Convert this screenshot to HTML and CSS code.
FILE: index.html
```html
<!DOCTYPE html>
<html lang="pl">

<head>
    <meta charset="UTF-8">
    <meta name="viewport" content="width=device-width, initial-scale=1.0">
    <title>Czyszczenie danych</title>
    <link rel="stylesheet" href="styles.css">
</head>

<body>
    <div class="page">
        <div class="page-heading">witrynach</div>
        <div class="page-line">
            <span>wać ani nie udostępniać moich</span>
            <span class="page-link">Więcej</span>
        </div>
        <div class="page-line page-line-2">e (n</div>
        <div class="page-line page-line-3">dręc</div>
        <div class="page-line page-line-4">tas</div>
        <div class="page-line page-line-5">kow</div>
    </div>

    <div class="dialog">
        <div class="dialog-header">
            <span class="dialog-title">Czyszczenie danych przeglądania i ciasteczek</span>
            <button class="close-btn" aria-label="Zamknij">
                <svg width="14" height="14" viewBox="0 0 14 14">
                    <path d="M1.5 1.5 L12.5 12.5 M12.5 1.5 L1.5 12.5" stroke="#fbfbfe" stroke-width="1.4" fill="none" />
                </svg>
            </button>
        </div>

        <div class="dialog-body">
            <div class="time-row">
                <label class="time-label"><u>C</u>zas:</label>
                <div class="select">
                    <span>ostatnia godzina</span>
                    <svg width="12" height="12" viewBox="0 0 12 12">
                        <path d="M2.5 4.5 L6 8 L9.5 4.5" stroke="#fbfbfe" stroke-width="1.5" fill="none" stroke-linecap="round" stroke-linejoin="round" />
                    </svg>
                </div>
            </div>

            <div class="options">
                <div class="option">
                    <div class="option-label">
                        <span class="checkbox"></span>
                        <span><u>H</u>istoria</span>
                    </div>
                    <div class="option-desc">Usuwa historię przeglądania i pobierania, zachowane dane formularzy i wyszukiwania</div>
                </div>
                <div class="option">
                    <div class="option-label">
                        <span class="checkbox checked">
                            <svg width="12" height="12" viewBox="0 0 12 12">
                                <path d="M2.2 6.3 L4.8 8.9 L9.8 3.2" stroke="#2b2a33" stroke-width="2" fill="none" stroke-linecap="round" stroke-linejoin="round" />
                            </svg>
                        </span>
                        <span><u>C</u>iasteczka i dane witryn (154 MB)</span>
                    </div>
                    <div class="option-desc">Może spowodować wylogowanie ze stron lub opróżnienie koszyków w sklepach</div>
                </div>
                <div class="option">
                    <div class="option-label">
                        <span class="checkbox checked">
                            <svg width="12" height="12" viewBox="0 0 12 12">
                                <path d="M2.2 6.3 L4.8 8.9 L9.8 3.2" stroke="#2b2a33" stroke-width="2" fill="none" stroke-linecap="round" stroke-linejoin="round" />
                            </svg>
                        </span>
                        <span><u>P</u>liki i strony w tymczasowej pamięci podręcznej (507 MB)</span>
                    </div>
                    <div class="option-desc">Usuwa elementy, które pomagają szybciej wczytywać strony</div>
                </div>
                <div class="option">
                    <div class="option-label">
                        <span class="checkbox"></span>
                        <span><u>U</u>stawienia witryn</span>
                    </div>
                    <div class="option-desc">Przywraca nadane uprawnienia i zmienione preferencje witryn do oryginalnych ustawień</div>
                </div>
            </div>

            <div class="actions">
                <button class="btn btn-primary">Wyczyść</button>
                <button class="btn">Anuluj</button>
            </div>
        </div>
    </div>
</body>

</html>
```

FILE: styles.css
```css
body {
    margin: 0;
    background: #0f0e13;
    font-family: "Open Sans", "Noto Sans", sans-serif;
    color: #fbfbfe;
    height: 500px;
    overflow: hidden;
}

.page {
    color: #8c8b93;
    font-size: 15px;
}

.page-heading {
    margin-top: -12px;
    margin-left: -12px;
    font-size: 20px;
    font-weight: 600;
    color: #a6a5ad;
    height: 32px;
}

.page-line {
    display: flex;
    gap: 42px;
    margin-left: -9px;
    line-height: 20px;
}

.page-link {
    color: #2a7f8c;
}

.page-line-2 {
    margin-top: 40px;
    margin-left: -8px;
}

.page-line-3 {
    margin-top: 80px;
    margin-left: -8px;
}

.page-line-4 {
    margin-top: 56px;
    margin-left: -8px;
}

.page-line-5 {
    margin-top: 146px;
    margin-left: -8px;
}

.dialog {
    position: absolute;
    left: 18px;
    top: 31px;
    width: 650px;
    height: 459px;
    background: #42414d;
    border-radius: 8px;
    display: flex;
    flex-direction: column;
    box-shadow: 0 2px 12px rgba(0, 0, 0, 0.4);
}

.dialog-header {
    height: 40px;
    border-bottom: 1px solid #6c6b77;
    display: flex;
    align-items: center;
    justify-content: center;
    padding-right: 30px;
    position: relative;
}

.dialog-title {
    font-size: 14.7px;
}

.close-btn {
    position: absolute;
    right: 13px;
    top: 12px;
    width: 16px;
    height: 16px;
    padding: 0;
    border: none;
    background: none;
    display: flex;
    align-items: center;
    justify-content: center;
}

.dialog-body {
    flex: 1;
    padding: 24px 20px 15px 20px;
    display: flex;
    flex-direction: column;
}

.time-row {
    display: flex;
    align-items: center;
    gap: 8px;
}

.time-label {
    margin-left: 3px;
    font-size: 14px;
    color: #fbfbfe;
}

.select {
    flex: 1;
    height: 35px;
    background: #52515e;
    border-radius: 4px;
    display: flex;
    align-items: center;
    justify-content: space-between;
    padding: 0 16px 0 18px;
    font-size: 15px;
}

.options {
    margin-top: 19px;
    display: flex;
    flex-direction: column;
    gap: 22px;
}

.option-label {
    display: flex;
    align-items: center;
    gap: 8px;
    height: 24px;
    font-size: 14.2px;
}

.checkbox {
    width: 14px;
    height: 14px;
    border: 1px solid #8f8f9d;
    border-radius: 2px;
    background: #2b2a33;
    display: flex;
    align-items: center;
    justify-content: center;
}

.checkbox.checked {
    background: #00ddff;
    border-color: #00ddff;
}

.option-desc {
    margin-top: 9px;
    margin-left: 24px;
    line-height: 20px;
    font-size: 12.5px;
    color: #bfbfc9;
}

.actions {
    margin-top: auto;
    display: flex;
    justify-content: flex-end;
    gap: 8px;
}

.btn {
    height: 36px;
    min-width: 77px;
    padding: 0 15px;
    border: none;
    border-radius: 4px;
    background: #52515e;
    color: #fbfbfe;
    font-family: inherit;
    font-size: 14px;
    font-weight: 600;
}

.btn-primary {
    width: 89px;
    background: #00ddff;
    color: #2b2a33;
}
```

### To be done
Copy out all of the lines above exactly.

### Written reply
Convert this screenshot to HTML and CSS code.
FILE: index.html
```html
<!DOCTYPE html>
<html lang="pl">

<head>
    <meta charset="UTF-8">
    <meta name="viewport" content="width=device-width, initial-scale=1.0">
    <title>Czyszczenie danych</title>
    <link rel="stylesheet" href="styles.css">
</head>

<body>
    <div class="page">
        <div class="page-heading">witrynach</div>
        <div class="page-line">
            <span>wać ani nie udostępniać moich</span>
            <span class="page-link">Więcej</span>
        </div>
        <div class="page-line page-line-2">e (n</div>
        <div class="page-line page-line-3">dręc</div>
        <div class="page-line page-line-4">tas</div>
        <div class="page-line page-line-5">kow</div>
    </div>

    <div class="dialog">
        <div class="dialog-header">
            <span class="dialog-title">Czyszczenie danych przeglądania i ciasteczek</span>
            <button class="close-btn" aria-label="Zamknij">
                <svg width="14" height="14" viewBox="0 0 14 14">
                    <path d="M1.5 1.5 L12.5 12.5 M12.5 1.5 L1.5 12.5" stroke="#fbfbfe" stroke-width="1.4" fill="none" />
                </svg>
            </button>
        </div>

        <div class="dialog-body">
            <div class="time-row">
                <label class="time-label"><u>C</u>zas:</label>
                <div class="select">
                    <span>ostatnia godzina</span>
                    <svg width="12" height="12" viewBox="0 0 12 12">
                        <path d="M2.5 4.5 L6 8 L9.5 4.5" stroke="#fbfbfe" stroke-width="1.5" fill="none" stroke-linecap="round" stroke-linejoin="round" />
                    </svg>
                </div>
            </div>

            <div class="options">
                <div class="option">
                    <div class="option-label">
                        <span class="checkbox"></span>
                        <span><u>H</u>istoria</span>
                    </div>
                    <div class="option-desc">Usuwa historię przeglądania i pobierania, zachowane dane formularzy i wyszukiwania</div>
                </div>
                <div class="option">
                    <div class="option-label">
                        <span class="checkbox checked">
                            <svg width="12" height="12" viewBox="0 0 12 12">
                                <path d="M2.2 6.3 L4.8 8.9 L9.8 3.2" stroke="#2b2a33" stroke-width="2" fill="none" stroke-linecap="round" stroke-linejoin="round" />
                            </svg>
                        </span>
                        <span><u>C</u>iasteczka i dane witryn (154 MB)</span>
                    </div>
                    <div class="option-desc">Może spowodować wylogowanie ze stron lub opróżnienie koszyków w sklepach</div>
                </div>
                <div class="option">
                    <div class="option-label">
                        <span class="checkbox checked">
                            <svg width="12" height="12" viewBox="0 0 12 12">
                                <path d="M2.2 6.3 L4.8 8.9 L9.8 3.2" stroke="#2b2a33" stroke-width="2" fill="none" stroke-linecap="round" stroke-linejoin="round" />
                            </svg>
                        </span>
                        <span><u>P</u>liki i strony w tymczasowej pamięci podręcznej (507 MB)</span>
                    </div>
                    <div class="option-desc">Usuwa elementy, które pomagają szybciej wczytywać strony</div>
                </div>
                <div class="option">
                    <div class="option-label">
                        <span class="checkbox"></span>
                        <span><u>U</u>stawienia witryn</span>
                    </div>
                    <div class="option-desc">Przywraca nadane uprawnienia i zmienione preferencje witryn do oryginalnych ustawień</div>
                </div>
            </div>

            <div class="actions">
                <button class="btn btn-primary">Wyczyść</button>
                <button class="btn">Anuluj</button>
            </div>
        </div>
    </div>
</body>

</html>
```

FILE: styles.css
```css
body {
    margin: 0;
    background: #0f0e13;
    font-family: "Open Sans", "Noto Sans", sans-serif;
    color: #fbfbfe;
    height: 500px;
    overflow: hidden;
}

.page {
    color: #8c8b93;
    font-size: 15px;
}

.page-heading {
    margin-top: -12px;
    margin-left: -12px;
    font-size: 20px;
    font-weight: 600;
    color: #a6a5ad;
    height: 32px;
}

.page-line {
    display: flex;
    gap: 42px;
    margin-left: -9px;
    line-height: 20px;
}

.page-link {
    color: #2a7f8c;
}

.page-line-2 {
    margin-top: 40px;
    margin-left: -8px;
}

.page-line-3 {
    margin-top: 80px;
    margin-left: -8px;
}

.page-line-4 {
    margin-top: 56px;
    margin-left: -8px;
}

.page-line-5 {
    margin-top: 146px;
    margin-left: -8px;
}

.dialog {
    position: absolute;
    left: 18px;
    top: 31px;
    width: 650px;
    height: 459px;
    background: #42414d;
    border-radius: 8px;
    display: flex;
    flex-direction: column;
    box-shadow: 0 2px 12px rgba(0, 0, 0, 0.4);
}

.dialog-header {
    height: 40px;
    border-bottom: 1px solid #6c6b77;
    display: flex;
    align-items: center;
    justify-content: center;
    padding-right: 30px;
    position: relative;
}

.dialog-title {
    font-size: 14.7px;
}

.close-btn {
    position: absolute;
    right: 13px;
    top: 12px;
    width: 16px;
    height: 16px;
    padding: 0;
    border: none;
    background: none;
    display: flex;
    align-items: center;
    justify-content: center;
}

.dialog-body {
    flex: 1;
    padding: 24px 20px 15px 20px;
    display: flex;
    flex-direction: column;
}

.time-row {
    display: flex;
    align-items: center;
    gap: 8px;
}

.time-label {
    margin-left: 3px;
    font-size: 14px;
    color: #fbfbfe;
}

.select {
    flex: 1;
    height: 35px;
    background: #52515e;
    border-radius: 4px;
    display: flex;
    align-items: center;
    justify-content: space-between;
    padding: 0 16px 0 18px;
    font-size: 15px;
}

.options {
    margin-top: 19px;
    display: flex;
    flex-direction: column;
    gap: 22px;
}

.option-label {
    display: flex;
    align-items: center;
    gap: 8px;
    height: 24px;
    font-size: 14.2px;
}

.checkbox {
    width: 14px;
    height: 14px;
    border: 1px solid #8f8f9d;
    border-radius: 2px;
    background: #2b2a33;
    display: flex;
    align-items: center;
    justify-content: center;
}

.checkbox.checked {
    background: #00ddff;
    border-color: #00ddff;
}

.option-desc {
    margin-top: 9px;
    margin-left: 24px;
    line-height: 20px;
    font-size: 12.5px;
    color: #bfbfc9;
}

.actions {
    margin-top: auto;
    display: flex;
    justify-content: flex-end;
    gap: 8px;
}

.btn {
    height: 36px;
    min-width: 77px;
    padding: 0 15px;
    border: none;
    border-radius: 4px;
    background: #52515e;
    color: #fbfbfe;
    font-family: inherit;
    font-size: 14px;
    font-weight: 600;
}

.btn-primary {
    width: 89px;
    background: #00ddff;
    color: #2b2a33;
}
```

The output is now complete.